How to pair polishing with washing, claying, waxing, and coating
Here is the order I like: wash, decontaminate if needed, polish, then protect. Claying helps remove bonded contamination before polishing. Waxing or coating after polishing helps lock in the improved finish and slow future damage.
Common Questions About How Often You Should Polish a Car
I would not recommend monthly polishing for most cars. It is usually unnecessary and can remove more clear coat than you need. Monthly inspection is fine, but polishing should be reserved for when the paint actually needs correction.
Polishing is not bad when it is done carefully and only as needed. The risk comes from over-polishing, using the wrong products, or being too aggressive on thin paint. Done right, it can improve the finish without causing harm.
Not always. Some new cars already have a decent finish, while others arrive with dealer-installed swirls or transport marks. I inspect new paint first and only polish if I see defects worth correcting.
Yes, if the paint has swirls, haze, or dullness. Polishing creates a cleaner surface so wax, sealant, or coating can bond better and look better. If the paint is already in good shape, you may only need a wash and decontamination before protection.
You usually need a paint thickness gauge or a professional inspection to know for sure. Warning signs can include very thin clear coat, recurring edge wear, or a history of aggressive correction. If you are unsure, I would be conservative and avoid unnecessary polishing.
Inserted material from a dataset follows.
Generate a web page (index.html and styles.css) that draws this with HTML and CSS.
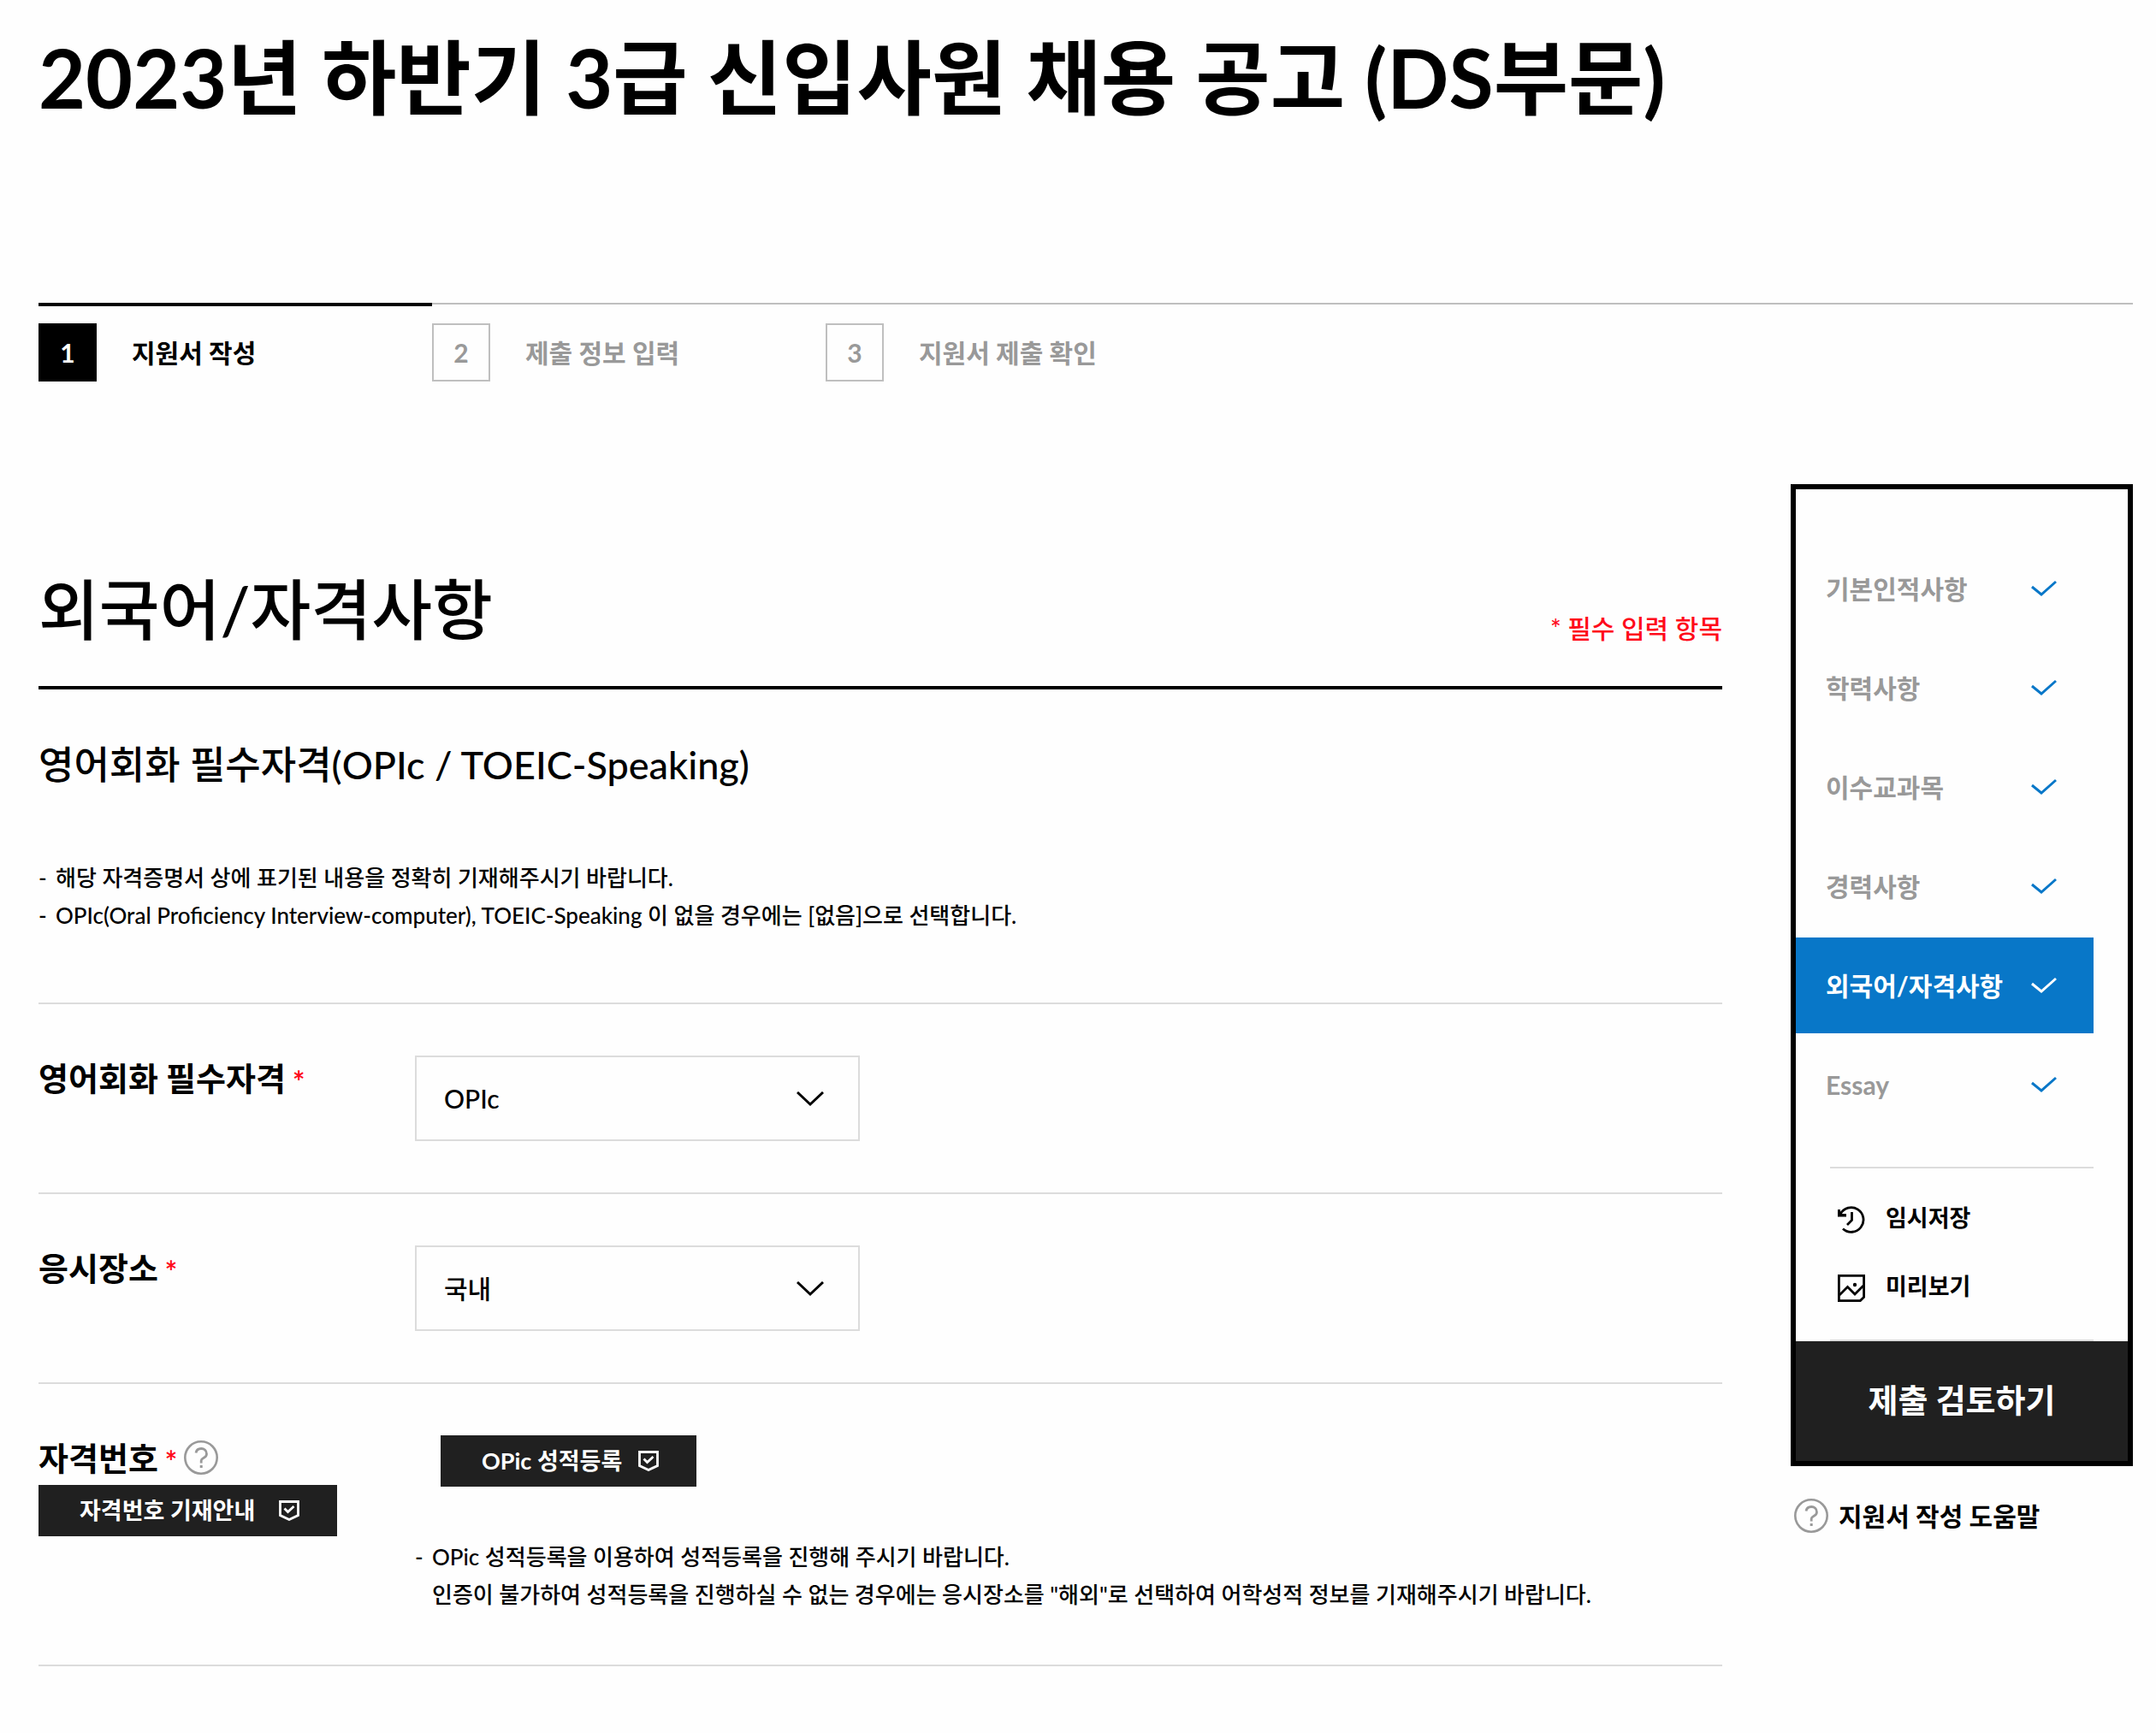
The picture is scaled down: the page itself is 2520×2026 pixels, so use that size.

Final Takeaway on How Often You Should Polish a Car
Most cars only need polishing once or twice a year, and some need it even less often. The best schedule is based on paint condition, not habit. If the finish still looks clear and glossy, keep protecting it and wait to polish until the paint really needs correction.
- Most drivers should polish about once or twice a year.
- Polishing removes defects; waxing and sealing protect the paint.
- Outside parking, harsh weather, and dark paint can mean more frequent polishing.
- Light polishing is safer than heavy correction.
- After polishing, protect the paint so you do not need to correct it again too soon.